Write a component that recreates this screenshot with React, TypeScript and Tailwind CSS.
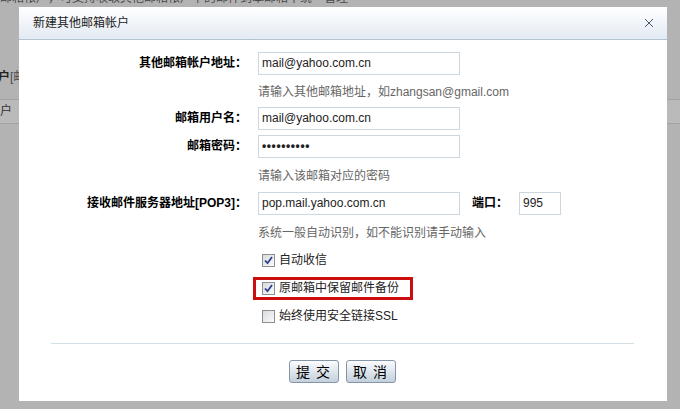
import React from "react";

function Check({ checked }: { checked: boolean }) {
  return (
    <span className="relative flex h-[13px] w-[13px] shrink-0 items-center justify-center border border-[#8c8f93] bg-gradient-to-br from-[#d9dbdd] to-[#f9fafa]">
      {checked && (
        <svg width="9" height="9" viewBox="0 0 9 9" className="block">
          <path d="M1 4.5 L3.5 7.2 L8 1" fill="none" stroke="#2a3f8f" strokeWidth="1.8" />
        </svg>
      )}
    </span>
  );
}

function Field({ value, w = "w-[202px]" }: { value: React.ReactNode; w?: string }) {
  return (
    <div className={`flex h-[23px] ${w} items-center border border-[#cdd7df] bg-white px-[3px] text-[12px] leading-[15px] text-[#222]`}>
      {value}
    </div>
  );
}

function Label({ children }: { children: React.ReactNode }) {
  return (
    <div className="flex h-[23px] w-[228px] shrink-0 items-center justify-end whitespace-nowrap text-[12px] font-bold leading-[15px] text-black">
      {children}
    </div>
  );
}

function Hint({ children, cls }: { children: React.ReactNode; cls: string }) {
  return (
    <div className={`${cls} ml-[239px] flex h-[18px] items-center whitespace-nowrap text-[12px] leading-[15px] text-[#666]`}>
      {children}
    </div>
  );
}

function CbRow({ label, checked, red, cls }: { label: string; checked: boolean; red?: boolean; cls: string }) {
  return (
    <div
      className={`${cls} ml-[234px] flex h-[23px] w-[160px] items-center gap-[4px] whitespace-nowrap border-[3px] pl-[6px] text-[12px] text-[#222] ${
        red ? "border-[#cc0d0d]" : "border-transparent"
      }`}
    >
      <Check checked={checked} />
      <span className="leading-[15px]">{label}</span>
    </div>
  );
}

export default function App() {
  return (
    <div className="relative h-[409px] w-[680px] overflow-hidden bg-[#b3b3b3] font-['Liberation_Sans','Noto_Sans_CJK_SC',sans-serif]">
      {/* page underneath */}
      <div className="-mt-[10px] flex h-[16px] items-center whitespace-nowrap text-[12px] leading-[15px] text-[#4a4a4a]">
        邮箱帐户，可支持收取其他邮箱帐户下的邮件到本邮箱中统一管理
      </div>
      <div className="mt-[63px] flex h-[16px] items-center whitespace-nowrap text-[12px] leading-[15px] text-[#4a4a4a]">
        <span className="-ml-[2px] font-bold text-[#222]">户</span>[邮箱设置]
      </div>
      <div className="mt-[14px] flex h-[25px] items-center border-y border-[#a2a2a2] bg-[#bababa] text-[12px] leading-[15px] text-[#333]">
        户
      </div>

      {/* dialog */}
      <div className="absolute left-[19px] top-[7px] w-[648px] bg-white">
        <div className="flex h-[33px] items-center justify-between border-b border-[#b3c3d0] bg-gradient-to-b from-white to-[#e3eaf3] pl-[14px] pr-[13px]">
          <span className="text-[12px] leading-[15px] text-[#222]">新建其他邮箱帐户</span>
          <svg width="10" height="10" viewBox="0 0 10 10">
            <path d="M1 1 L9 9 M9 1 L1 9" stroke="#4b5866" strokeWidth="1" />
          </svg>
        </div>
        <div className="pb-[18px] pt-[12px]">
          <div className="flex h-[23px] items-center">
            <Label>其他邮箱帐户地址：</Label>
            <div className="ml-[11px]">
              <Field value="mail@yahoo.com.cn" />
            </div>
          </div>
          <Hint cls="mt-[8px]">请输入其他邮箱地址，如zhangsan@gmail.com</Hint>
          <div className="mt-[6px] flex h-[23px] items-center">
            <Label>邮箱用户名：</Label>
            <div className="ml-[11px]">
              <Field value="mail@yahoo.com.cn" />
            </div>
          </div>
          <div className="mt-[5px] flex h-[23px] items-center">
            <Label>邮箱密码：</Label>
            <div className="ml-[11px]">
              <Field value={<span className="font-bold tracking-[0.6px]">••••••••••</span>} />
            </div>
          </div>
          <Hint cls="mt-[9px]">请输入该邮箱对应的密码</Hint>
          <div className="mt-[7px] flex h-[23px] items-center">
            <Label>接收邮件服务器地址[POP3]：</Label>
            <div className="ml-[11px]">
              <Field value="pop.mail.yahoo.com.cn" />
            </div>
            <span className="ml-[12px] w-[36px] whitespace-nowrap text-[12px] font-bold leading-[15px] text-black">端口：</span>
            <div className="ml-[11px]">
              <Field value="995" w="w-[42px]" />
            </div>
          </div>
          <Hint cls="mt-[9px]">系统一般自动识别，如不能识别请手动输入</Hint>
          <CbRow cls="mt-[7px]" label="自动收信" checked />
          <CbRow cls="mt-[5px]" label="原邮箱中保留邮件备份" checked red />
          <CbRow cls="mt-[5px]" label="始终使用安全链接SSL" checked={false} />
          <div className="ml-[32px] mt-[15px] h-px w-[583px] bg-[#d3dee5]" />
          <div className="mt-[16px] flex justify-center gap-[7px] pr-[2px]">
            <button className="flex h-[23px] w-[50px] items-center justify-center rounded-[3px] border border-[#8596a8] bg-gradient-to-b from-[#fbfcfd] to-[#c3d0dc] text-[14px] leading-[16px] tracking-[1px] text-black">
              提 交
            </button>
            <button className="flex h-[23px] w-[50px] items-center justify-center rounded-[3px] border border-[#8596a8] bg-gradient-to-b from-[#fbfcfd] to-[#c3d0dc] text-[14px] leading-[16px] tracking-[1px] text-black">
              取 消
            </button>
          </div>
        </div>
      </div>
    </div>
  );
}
══════════════════════════════
Task to carry out:
Write out each line again precisely as it appears, skipping every picture.

Answer to the problem:
Write a component that recreates this screenshot with React, TypeScript and Tailwind CSS.
import React from "react";

function Check({ checked }: { checked: boolean }) {
  return (
    <span className="relative flex h-[13px] w-[13px] shrink-0 items-center justify-center border border-[#8c8f93] bg-gradient-to-br from-[#d9dbdd] to-[#f9fafa]">
      {checked && (
        <svg width="9" height="9" viewBox="0 0 9 9" className="block">
          <path d="M1 4.5 L3.5 7.2 L8 1" fill="none" stroke="#2a3f8f" strokeWidth="1.8" />
        </svg>
      )}
    </span>
  );
}

function Field({ value, w = "w-[202px]" }: { value: React.ReactNode; w?: string }) {
  return (
    <div className={`flex h-[23px] ${w} items-center border border-[#cdd7df] bg-white px-[3px] text-[12px] leading-[15px] text-[#222]`}>
      {value}
    </div>
  );
}

function Label({ children }: { children: React.ReactNode }) {
  return (
    <div className="flex h-[23px] w-[228px] shrink-0 items-center justify-end whitespace-nowrap text-[12px] font-bold leading-[15px] text-black">
      {children}
    </div>
  );
}

function Hint({ children, cls }: { children: React.ReactNode; cls: string }) {
  return (
    <div className={`${cls} ml-[239px] flex h-[18px] items-center whitespace-nowrap text-[12px] leading-[15px] text-[#666]`}>
      {children}
    </div>
  );
}

function CbRow({ label, checked, red, cls }: { label: string; checked: boolean; red?: boolean; cls: string }) {
  return (
    <div
      className={`${cls} ml-[234px] flex h-[23px] w-[160px] items-center gap-[4px] whitespace-nowrap border-[3px] pl-[6px] text-[12px] text-[#222] ${
        red ? "border-[#cc0d0d]" : "border-transparent"
      }`}
    >
      <Check checked={checked} />
      <span className="leading-[15px]">{label}</span>
    </div>
  );
}

export default function App() {
  return (
    <div className="relative h-[409px] w-[680px] overflow-hidden bg-[#b3b3b3] font-['Liberation_Sans','Noto_Sans_CJK_SC',sans-serif]">
      {/* page underneath */}
      <div className="-mt-[10px] flex h-[16px] items-center whitespace-nowrap text-[12px] leading-[15px] text-[#4a4a4a]">
        邮箱帐户，可支持收取其他邮箱帐户下的邮件到本邮箱中统一管理
      </div>
      <div className="mt-[63px] flex h-[16px] items-center whitespace-nowrap text-[12px] leading-[15px] text-[#4a4a4a]">
        <span className="-ml-[2px] font-bold text-[#222]">户</span>[邮箱设置]
      </div>
      <div className="mt-[14px] flex h-[25px] items-center border-y border-[#a2a2a2] bg-[#bababa] text-[12px] leading-[15px] text-[#333]">
        户
      </div>

      {/* dialog */}
      <div className="absolute left-[19px] top-[7px] w-[648px] bg-white">
        <div className="flex h-[33px] items-center justify-between border-b border-[#b3c3d0] bg-gradient-to-b from-white to-[#e3eaf3] pl-[14px] pr-[13px]">
          <span className="text-[12px] leading-[15px] text-[#222]">新建其他邮箱帐户</span>
          <svg width="10" height="10" viewBox="0 0 10 10">
            <path d="M1 1 L9 9 M9 1 L1 9" stroke="#4b5866" strokeWidth="1" />
          </svg>
        </div>
        <div className="pb-[18px] pt-[12px]">
          <div className="flex h-[23px] items-center">
            <Label>其他邮箱帐户地址：</Label>
            <div className="ml-[11px]">
              <Field value="mail@yahoo.com.cn" />
            </div>
          </div>
          <Hint cls="mt-[8px]">请输入其他邮箱地址，如zhangsan@gmail.com</Hint>
          <div className="mt-[6px] flex h-[23px] items-center">
            <Label>邮箱用户名：</Label>
            <div className="ml-[11px]">
              <Field value="mail@yahoo.com.cn" />
            </div>
          </div>
          <div className="mt-[5px] flex h-[23px] items-center">
            <Label>邮箱密码：</Label>
            <div className="ml-[11px]">
              <Field value={<span className="font-bold tracking-[0.6px]">••••••••••</span>} />
            </div>
          </div>
          <Hint cls="mt-[9px]">请输入该邮箱对应的密码</Hint>
          <div className="mt-[7px] flex h-[23px] items-center">
            <Label>接收邮件服务器地址[POP3]：</Label>
            <div className="ml-[11px]">
              <Field value="pop.mail.yahoo.com.cn" />
            </div>
            <span className="ml-[12px] w-[36px] whitespace-nowrap text-[12px] font-bold leading-[15px] text-black">端口：</span>
            <div className="ml-[11px]">
              <Field value="995" w="w-[42px]" />
            </div>
          </div>
          <Hint cls="mt-[9px]">系统一般自动识别，如不能识别请手动输入</Hint>
          <CbRow cls="mt-[7px]" label="自动收信" checked />
          <CbRow cls="mt-[5px]" label="原邮箱中保留邮件备份" checked red />
          <CbRow cls="mt-[5px]" label="始终使用安全链接SSL" checked={false} />
          <div className="ml-[32px] mt-[15px] h-px w-[583px] bg-[#d3dee5]" />
          <div className="mt-[16px] flex justify-center gap-[7px] pr-[2px]">
            <button className="flex h-[23px] w-[50px] items-center justify-center rounded-[3px] border border-[#8596a8] bg-gradient-to-b from-[#fbfcfd] to-[#c3d0dc] text-[14px] leading-[16px] tracking-[1px] text-black">
              提 交
            </button>
            <button className="flex h-[23px] w-[50px] items-center justify-center rounded-[3px] border border-[#8596a8] bg-gradient-to-b from-[#fbfcfd] to-[#c3d0dc] text-[14px] leading-[16px] tracking-[1px] text-black">
              取 消
            </button>
          </div>
        </div>
      </div>
    </div>
  );
}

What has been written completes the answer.